» Supplied information
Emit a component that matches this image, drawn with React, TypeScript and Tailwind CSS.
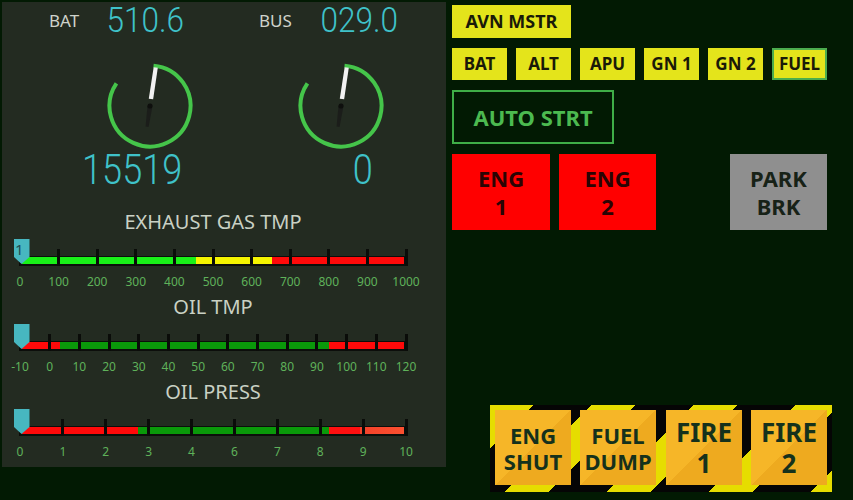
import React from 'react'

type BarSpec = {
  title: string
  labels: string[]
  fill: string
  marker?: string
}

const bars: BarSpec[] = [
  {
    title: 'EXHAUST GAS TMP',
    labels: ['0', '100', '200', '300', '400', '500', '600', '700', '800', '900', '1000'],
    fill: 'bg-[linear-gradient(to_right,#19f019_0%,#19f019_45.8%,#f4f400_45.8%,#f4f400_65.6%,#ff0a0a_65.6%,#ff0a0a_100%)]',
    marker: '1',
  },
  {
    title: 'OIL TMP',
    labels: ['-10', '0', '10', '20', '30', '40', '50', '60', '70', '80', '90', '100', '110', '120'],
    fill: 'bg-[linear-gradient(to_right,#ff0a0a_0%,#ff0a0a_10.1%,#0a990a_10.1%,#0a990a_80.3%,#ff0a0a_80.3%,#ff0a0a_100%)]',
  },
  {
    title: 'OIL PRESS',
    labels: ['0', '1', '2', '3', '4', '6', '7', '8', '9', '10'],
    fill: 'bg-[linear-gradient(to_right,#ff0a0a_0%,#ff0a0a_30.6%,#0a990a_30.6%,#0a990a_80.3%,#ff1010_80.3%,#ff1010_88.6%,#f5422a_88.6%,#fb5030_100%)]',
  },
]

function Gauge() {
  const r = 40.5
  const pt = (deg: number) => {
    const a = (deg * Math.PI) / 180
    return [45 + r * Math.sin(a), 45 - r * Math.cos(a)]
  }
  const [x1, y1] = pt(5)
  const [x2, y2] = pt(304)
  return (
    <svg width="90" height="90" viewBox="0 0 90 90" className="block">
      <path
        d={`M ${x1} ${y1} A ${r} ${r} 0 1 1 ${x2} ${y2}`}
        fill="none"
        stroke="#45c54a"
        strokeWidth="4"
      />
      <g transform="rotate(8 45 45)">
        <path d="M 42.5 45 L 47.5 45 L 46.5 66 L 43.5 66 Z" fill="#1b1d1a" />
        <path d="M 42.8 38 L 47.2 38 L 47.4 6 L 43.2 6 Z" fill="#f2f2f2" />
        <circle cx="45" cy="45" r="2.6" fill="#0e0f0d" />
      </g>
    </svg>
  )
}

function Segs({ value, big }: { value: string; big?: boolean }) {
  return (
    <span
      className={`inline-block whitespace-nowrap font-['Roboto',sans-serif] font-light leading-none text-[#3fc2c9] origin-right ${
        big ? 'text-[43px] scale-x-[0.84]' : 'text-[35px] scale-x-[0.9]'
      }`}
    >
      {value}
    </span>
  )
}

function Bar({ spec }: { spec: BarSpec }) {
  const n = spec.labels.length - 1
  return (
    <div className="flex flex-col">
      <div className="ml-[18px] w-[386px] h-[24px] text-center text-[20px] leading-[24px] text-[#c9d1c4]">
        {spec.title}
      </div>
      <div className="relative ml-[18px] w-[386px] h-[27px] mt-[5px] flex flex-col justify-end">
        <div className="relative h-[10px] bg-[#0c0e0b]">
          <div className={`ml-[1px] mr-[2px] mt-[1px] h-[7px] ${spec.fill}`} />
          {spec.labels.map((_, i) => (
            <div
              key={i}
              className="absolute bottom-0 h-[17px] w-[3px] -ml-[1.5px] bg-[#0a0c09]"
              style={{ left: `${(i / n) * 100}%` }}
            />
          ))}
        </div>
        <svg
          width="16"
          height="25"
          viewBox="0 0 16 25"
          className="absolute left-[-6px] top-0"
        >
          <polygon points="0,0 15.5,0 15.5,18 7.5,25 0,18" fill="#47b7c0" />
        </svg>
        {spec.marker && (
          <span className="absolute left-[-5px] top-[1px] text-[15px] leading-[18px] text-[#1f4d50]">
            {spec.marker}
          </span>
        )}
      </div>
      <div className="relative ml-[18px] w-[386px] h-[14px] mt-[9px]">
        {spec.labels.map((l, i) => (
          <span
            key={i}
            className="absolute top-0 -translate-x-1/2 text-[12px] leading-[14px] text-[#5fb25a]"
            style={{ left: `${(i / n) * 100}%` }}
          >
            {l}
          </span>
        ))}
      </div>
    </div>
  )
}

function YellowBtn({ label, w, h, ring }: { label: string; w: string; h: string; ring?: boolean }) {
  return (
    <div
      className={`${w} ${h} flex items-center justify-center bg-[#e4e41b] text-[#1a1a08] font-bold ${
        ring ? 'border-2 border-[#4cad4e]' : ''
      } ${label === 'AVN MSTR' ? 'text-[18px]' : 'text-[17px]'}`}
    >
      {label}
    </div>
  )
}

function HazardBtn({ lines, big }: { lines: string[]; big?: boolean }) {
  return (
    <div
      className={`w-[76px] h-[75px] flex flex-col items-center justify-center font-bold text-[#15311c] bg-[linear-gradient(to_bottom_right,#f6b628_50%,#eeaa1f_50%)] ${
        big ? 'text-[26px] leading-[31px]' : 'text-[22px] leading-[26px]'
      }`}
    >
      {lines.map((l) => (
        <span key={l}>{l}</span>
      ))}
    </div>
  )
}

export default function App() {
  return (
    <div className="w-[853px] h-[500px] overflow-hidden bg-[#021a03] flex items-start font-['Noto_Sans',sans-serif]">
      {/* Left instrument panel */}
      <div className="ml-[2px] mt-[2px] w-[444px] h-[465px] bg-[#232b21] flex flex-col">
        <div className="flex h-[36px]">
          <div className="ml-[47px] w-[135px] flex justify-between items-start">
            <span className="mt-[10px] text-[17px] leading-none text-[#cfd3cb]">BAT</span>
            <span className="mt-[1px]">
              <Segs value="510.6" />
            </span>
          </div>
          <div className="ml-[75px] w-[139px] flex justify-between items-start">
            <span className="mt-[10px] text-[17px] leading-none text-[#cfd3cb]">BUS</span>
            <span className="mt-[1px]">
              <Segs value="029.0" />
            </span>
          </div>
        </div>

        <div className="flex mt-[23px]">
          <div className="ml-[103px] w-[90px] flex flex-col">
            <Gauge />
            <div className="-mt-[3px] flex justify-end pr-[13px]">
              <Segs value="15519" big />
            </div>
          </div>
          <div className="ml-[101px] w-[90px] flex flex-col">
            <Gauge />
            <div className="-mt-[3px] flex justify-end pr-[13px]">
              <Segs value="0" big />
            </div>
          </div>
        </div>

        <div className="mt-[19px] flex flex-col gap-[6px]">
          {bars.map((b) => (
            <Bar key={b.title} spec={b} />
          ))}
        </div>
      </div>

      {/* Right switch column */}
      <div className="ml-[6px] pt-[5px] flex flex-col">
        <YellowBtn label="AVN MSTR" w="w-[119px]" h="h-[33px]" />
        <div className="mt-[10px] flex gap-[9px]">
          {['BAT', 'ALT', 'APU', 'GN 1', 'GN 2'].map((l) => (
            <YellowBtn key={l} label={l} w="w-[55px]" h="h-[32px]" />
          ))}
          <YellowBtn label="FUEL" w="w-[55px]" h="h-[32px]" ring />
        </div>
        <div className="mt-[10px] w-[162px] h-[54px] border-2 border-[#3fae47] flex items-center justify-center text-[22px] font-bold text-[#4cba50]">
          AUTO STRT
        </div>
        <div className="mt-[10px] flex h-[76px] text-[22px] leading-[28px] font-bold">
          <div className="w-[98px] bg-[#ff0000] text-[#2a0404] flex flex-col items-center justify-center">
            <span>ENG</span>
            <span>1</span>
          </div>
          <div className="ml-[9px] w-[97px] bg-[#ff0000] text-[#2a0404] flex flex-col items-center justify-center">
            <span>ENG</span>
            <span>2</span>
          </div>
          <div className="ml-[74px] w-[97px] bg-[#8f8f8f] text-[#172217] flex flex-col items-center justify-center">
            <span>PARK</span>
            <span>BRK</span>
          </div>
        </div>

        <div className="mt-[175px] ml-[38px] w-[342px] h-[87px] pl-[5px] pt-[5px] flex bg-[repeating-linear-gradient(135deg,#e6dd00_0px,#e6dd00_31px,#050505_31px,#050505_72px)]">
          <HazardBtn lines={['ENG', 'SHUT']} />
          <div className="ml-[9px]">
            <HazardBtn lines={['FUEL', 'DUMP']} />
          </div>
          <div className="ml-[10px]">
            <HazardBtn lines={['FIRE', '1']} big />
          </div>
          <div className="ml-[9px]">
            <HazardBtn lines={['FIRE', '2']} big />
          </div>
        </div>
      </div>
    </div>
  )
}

» Directions for this task
Tell how many lines hold the string "React", giving the number and nothing else.

» Task result
2